AI is currently an operational tool for attackers — automating and scaling known techniques rather than unlocking novel ones. Despite heavy AI-assisted focus on phishing, the DBIR's own incident dataset shows phishing as an initial access vector has barely changed year over year — suggesting AI may be uplifting less-experienced attackers to a higher baseline of lure quality without meaningfully increasing success rates against organizations that already have detection in place.

The more concerning number is the 32% of AI-assisted initial access targeting vulnerability exploitation — compounding the patching capacity crisis discussed earlier in a trend that was already accelerating before AI entered the picture.

Shadow AI is the bigger problem

The sharper AI risk for most organizations, though, is internal. Forty-five percent of employees are now regular AI users on corporate devices — up from 15%, a threefold increase — and 67% of them use non-corporate accounts. Shadow AI has become the third most common non-malicious insider action in DLP data, a fourfold increase over the prior year, with source code as the leading data type submitted to unauthorized AI platforms by a wide margin.
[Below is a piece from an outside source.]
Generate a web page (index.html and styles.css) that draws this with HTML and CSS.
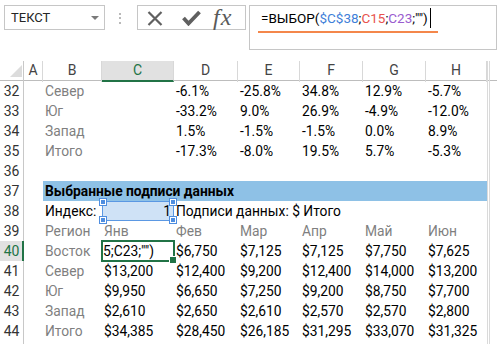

The browser extension angle is particularly relevant. More than 15% of users had unauthorized AI browser extensions installed, and the DBIR specifically notes that these extensions collect and retain browsing context from internal sites — creating a data exfiltration pathway that operates independently of traditional DLP controls.
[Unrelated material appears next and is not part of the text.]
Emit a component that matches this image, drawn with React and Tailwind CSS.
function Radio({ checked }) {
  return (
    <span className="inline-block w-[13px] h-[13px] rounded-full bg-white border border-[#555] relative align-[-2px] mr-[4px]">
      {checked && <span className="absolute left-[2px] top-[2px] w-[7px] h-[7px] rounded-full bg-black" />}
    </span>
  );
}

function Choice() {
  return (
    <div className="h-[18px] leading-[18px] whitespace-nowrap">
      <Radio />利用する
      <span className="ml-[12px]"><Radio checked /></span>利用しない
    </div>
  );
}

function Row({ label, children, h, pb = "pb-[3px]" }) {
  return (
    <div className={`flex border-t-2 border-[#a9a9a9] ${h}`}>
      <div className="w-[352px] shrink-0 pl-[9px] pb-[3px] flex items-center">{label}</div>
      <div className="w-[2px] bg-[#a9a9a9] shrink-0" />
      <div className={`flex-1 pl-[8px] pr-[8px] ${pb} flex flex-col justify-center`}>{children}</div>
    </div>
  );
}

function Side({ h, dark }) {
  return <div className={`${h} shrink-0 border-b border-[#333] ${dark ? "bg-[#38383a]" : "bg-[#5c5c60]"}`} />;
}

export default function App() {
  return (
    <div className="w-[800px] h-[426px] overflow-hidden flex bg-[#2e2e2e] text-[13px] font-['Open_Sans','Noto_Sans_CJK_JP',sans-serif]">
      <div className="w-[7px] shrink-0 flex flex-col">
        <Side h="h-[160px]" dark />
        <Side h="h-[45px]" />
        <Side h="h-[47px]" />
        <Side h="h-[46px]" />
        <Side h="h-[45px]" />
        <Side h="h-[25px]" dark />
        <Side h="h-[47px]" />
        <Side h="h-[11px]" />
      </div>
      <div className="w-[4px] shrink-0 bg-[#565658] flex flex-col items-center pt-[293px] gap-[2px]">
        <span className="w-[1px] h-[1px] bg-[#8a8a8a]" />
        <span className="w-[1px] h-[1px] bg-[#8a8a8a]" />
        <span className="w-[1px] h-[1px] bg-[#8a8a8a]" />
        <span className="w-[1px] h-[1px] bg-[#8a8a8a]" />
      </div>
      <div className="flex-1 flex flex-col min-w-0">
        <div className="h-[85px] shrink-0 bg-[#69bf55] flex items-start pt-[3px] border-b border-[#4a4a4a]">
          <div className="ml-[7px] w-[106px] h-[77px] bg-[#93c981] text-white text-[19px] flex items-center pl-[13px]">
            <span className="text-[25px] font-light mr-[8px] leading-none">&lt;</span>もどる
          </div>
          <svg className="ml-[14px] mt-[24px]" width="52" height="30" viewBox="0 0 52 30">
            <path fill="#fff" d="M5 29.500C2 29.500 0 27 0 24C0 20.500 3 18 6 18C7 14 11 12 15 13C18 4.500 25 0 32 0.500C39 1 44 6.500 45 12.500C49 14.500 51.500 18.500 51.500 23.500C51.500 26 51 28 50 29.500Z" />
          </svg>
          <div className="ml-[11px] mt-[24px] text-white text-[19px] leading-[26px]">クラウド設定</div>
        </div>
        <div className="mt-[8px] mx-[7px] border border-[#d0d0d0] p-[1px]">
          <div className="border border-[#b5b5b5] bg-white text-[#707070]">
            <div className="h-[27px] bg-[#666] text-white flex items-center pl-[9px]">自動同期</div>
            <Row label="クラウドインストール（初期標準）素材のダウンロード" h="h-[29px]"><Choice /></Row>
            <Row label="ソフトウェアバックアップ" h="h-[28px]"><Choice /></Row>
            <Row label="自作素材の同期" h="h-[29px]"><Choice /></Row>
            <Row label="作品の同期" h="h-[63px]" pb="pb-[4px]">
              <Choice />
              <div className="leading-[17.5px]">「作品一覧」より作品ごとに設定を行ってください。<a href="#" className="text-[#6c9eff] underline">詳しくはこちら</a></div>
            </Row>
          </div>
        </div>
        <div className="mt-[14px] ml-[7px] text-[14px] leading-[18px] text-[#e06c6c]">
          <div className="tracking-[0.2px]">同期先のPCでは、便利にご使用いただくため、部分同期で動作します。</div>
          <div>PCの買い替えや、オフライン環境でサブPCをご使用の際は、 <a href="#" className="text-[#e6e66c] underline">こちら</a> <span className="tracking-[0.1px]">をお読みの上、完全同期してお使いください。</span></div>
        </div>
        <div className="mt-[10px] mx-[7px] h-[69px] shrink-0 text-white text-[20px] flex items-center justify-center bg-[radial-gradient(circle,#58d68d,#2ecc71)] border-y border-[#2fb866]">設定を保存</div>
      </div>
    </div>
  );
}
This is moving faster than any previous shadow IT wave, and the data loss vector is the browser — where users interact with AI tools, where extensions collect context, and where OAuth consent grants connect AI services to corporate data. Visibility and control at that layer isn't a nice-to-have for AI governance; it's the minimum viable starting point.

What this means for defenders

The DBIR's 2026 data paints a picture of converging pressures rather than shifting priorities. Vulnerability exploitation surged, but identity-related initial access is broadly stable and credential abuse at 39% across full breach chains remains the single most pervasive technique in the dataset. Phishing is arriving through channels that email gateways can't see. The infostealer-to-ransomware pipeline now has longitudinal data behind it. Third-party involvement keeps climbing because vendor identity hygiene takes months to remediate. And shadow AI is creating data exposure pathways that most security stacks weren't designed to see.

The common thread across all of these findings is that the browser — where credentials are entered, sessions are created, OAuth consent is granted, AI tools are accessed, and extensions collect data — is the layer where these risks converge and where defenders need visibility and control if they're going to address them at the point of risk rather than after the fact.

Push Security is the most powerful AI-native security tool in the browser. Think EDR, but for the browser — high-fidelity telemetry and real-time control across every session, on every device, with no browser migration required.

Security teams use Push to detect and stop advanced browser-based attacks like AiTM phishing, ClickFix, and session hijacking; gain visibility and control over AI tool usage across their workforce; harden identities by surfacing credential reuse, SSO gaps, and shadow IT; and support data loss and insider investigations with browser-layer telemetry that other tools can't see.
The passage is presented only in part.